One idea is that when journalizing account activity, I could reference the operation's identifier as well as the operation (specifically, the table that it's in) and use a CHECK constraint. This is probably the best way to go so that my journal is not ambiguous.
Are there other ways to solve this problem, de-facto or proprietary?
Do non-relational databases solve this problem?
EDIT:
To rephrase my initial question,
Is there a somewhat standard way of substituting a foreign key with something that can verify that the identifier in column X on my billing table is an existing identifier within one of many (but not necessarily all) operations record tables?
No, there's no way to achieve this with a single foreign key column.
You can do basically one of two things:
in your table which potentially references any of the other x tables, have x foreign key reference fields (ideally: ID's of type INT), only one of which will ever be non-NULL at any given time.
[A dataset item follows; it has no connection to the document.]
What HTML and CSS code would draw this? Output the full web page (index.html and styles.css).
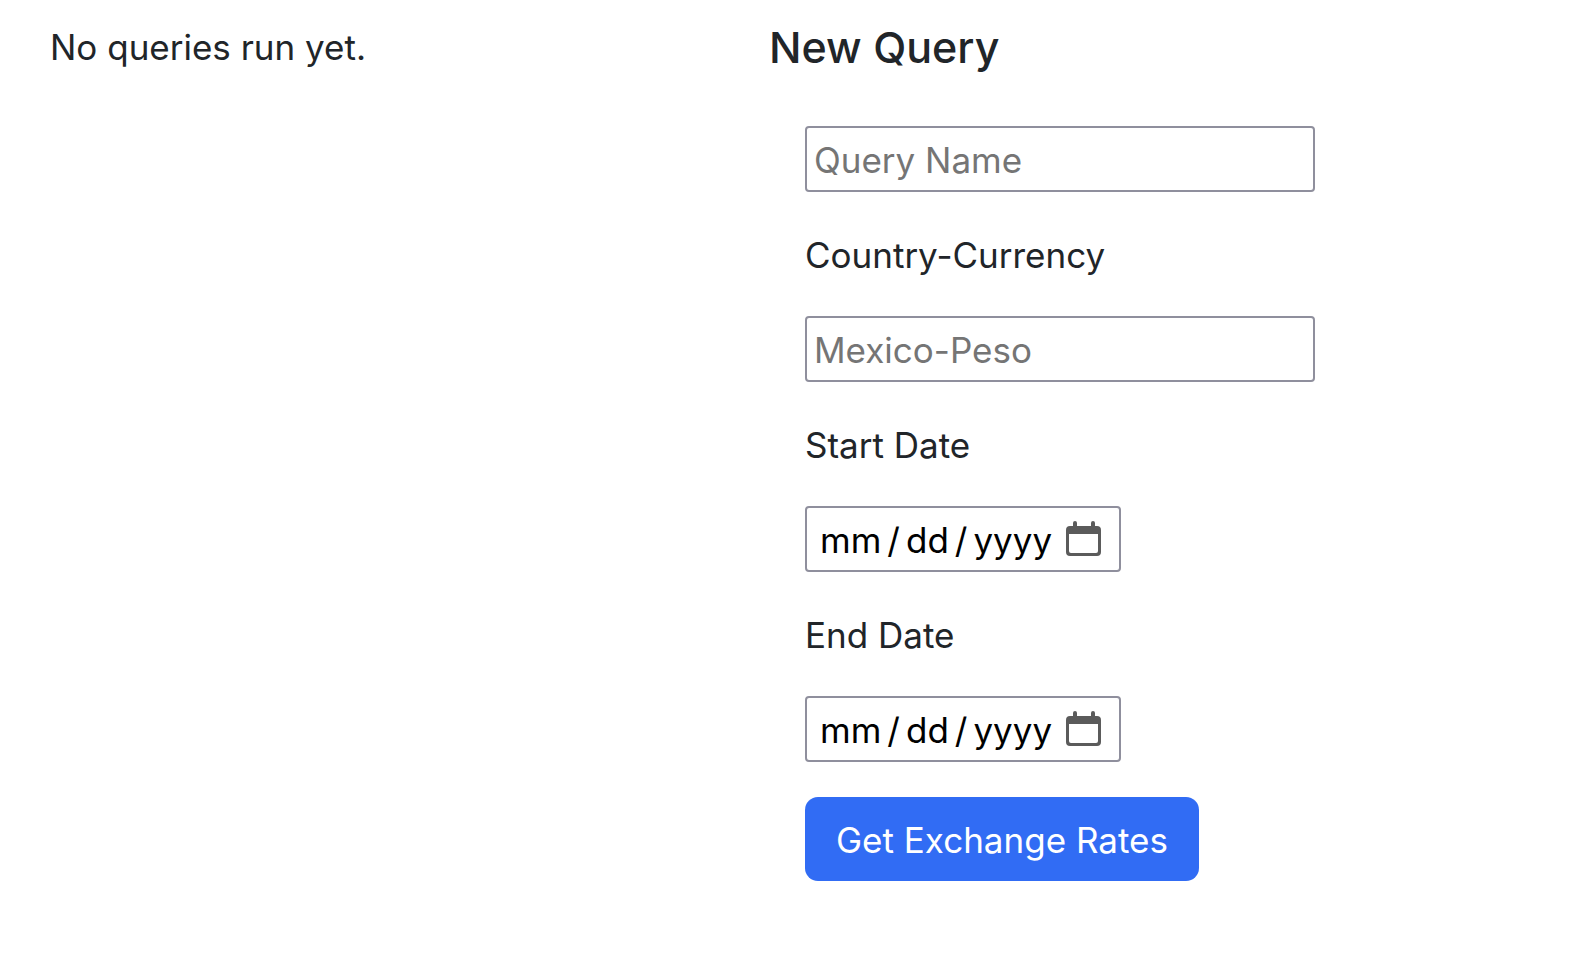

Each FK reference key references exactly one of your other data tables
or:
have one "child" table per master table with a proper and enforced reference, and pull together the data from those n child tables into a view (instead of a table) for your reporting / billing.
Or just totally forget about referential integrity - which I would definitely not recommend!
you can Implementing Table inheritance
see article
http://www.sqlteam.com/article/implementing-table-inheritance-in-sql-server
An alternative is to enforce complex referential integrity rules via a trigger. However,and not knowing exactly what your design is, usually when these types of questions are asked it is to work around a bad design. Look at the design first and see if you can change it to make this something that can be handled through FKs, they are much more managable than doing this sort of thing through triggers.
If you do go the trigger route, don't forget to enforce updates as well as inserts and make sure your trigger will work properly with a set-based multi-row insert and update.
A design alternative is to havea amaster table that is parent to all your tables with the differnt details and use the FK against that.